Lord Flight is Chairman of Flight & Partners Recovery Fund, and is a former Shadow Chief Secretary to the Treasury.
Philip Hammond has been fortunate that the public finances have improved substantially at a particularly convenient time. Economic growth has been revised up next year to 1.6 per cent; employment has been revised up, with 800,000 more jobs than forecast in 2023; wages will rise above inflation for the next five years.
The borrowing target has been met three years early, with the deficit now down to 1.9 per cent of GDP. The debt target has also been met three years early at a peak of 85 per cent of GDP. Borrowing is £11.6 billion lower than forecast at 1.2 per cent of GDP. This has improved significantly the scope of what the Budget can seek to address.
Overall public spending will increase by 1.2 per cent per annum, between 0.2 per cent and 0.4 per cent less than forecast growth.

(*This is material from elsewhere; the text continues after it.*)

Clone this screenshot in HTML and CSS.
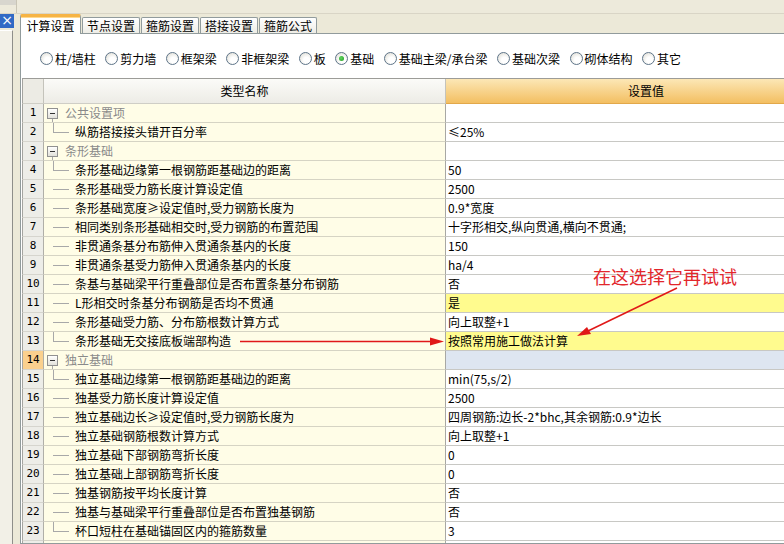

The improved tax yields have enabled the Prime Minister’s NHS commitment to be fully funded.
The Chancellor presented a pragmatic “micro” Budget, seeking to address virtually all of the issues which came up as needing attention. Yet perhaps its most important ingredient was a significant cut in taxation for the majority next April – increasing the personal allowance to £12,500 and the higher rate to £50,000 a year.
Local Authorities are getting an extra £1 billion of funding and business rates for retailers with rateable values below £51,000, will be cut by a third for two years. A further £1.7 billion each year will be provided to benefit working families on Universal Credit with the work allowance – the amount families can earn before losing credits – being increased by £1000 per annum.

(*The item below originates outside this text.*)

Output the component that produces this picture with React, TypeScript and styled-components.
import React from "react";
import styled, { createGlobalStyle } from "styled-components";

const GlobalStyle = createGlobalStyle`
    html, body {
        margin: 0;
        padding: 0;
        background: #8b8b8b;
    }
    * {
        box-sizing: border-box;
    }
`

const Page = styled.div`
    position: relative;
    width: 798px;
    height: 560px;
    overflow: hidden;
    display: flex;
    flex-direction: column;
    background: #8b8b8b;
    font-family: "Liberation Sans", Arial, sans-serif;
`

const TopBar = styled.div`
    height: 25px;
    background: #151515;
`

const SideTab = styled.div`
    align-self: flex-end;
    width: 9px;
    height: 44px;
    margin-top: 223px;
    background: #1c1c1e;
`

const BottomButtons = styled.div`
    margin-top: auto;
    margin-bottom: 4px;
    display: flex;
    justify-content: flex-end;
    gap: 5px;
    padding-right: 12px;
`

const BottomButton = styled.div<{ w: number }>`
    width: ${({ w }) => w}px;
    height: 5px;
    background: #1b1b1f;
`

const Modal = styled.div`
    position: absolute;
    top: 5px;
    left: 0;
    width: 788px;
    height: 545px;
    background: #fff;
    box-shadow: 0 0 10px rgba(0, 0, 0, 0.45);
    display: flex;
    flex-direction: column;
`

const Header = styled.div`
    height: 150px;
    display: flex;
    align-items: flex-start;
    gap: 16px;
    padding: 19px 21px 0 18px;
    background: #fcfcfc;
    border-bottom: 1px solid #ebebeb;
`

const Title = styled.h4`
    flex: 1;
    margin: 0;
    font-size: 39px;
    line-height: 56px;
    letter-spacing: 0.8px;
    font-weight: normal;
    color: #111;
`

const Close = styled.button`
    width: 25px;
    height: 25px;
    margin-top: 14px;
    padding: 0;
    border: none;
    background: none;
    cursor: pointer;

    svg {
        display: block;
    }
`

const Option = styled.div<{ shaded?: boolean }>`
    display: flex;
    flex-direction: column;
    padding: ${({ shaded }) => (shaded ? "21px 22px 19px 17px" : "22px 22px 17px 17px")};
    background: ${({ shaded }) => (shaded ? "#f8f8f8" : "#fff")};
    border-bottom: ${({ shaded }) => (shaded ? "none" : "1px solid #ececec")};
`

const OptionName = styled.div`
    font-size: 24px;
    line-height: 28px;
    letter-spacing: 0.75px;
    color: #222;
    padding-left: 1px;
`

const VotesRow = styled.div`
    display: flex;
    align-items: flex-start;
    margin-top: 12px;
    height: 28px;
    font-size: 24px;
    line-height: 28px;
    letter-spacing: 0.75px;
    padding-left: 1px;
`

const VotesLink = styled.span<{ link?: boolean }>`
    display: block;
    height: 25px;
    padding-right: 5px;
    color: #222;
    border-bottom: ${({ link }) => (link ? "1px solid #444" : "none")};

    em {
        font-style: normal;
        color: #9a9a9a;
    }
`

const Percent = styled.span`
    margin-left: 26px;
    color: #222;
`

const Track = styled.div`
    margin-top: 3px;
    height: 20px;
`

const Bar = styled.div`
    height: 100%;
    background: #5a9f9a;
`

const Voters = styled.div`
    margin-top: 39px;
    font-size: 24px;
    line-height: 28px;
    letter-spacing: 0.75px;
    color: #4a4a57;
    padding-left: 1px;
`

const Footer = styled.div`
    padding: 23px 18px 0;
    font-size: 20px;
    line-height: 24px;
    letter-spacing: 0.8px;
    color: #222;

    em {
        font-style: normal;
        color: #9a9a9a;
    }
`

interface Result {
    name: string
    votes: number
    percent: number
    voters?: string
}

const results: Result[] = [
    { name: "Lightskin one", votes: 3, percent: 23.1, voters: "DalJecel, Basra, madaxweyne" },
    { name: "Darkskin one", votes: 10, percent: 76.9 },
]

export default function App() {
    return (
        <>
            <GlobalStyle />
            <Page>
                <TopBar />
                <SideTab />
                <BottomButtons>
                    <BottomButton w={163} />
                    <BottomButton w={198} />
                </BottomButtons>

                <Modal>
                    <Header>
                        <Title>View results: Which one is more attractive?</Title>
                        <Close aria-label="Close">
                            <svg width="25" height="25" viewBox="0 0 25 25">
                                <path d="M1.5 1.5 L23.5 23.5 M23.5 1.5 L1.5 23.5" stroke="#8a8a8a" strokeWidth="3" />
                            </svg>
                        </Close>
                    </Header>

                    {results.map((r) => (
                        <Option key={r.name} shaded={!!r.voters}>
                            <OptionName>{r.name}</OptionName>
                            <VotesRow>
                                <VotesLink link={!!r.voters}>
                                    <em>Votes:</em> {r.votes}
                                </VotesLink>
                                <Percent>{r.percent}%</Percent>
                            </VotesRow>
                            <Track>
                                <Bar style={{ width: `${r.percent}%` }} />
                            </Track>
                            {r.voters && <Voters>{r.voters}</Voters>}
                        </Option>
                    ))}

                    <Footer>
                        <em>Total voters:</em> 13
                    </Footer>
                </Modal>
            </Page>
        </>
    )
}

A new two per cent digital services tax to insure that large digital firms pay a “fair share” of tax, is expected to raise £400 million per annum. Schools will get a further 400 million this year and defence will get a further £1 billion this year and next. There is also £160 million for counter-terror police. The national living wage will increase by nearly five per cent to £8.21. The national productivity investment fund will be increased to £37 billion and will be extended to 2024. Large roads will get £28.8 billion for 2020-25, and even potholes will get £420 million! PFI will be abolished, leaving a bill for £200 billion to be honoured.
There was a range of extra funding largely for small business – extending the annual investment allowance to £1 million; extending the start-up loans programme for 10,000 entrepreneurs; delivering the lowest corporation tax rate in the G20; keeping three million small businesses out of VAT; reducing the cost of taking on apprentices by halving the co-investment rate for non-levy payers; £121 million to support cutting-edge digital manufacturing; £78 million to fund electric motor innovations; £315 million in quantum technologies and £50 million for new Turing Fellowships.
Measures to help more people into home ownership include abolishing stamp duty retrospectively for first time buyers of all shared ownership properties of up to £500,000; an additional £500 million for the housing infrastructure fund; committing over £7.2 billion to a new help to buy equity loan scheme to support 110,000 new home buyers and the abolition of the housing revenue account cap controlling local authority borrowing for house building.
There are measures for those keen on the environment and more money for the Transforming Cities fund. Remarkably, the Chancellor has addressed virtually all the issues of concern to citizens and, as a result, I think, the best part of a week on, that this has proved to be a very popular Budget. The one important reform it has not addressed is the confiscatory rates of stamp duty on larger properties in London and the South East. This had led to a freezing up of the market – bad for revenues and for economic mobility.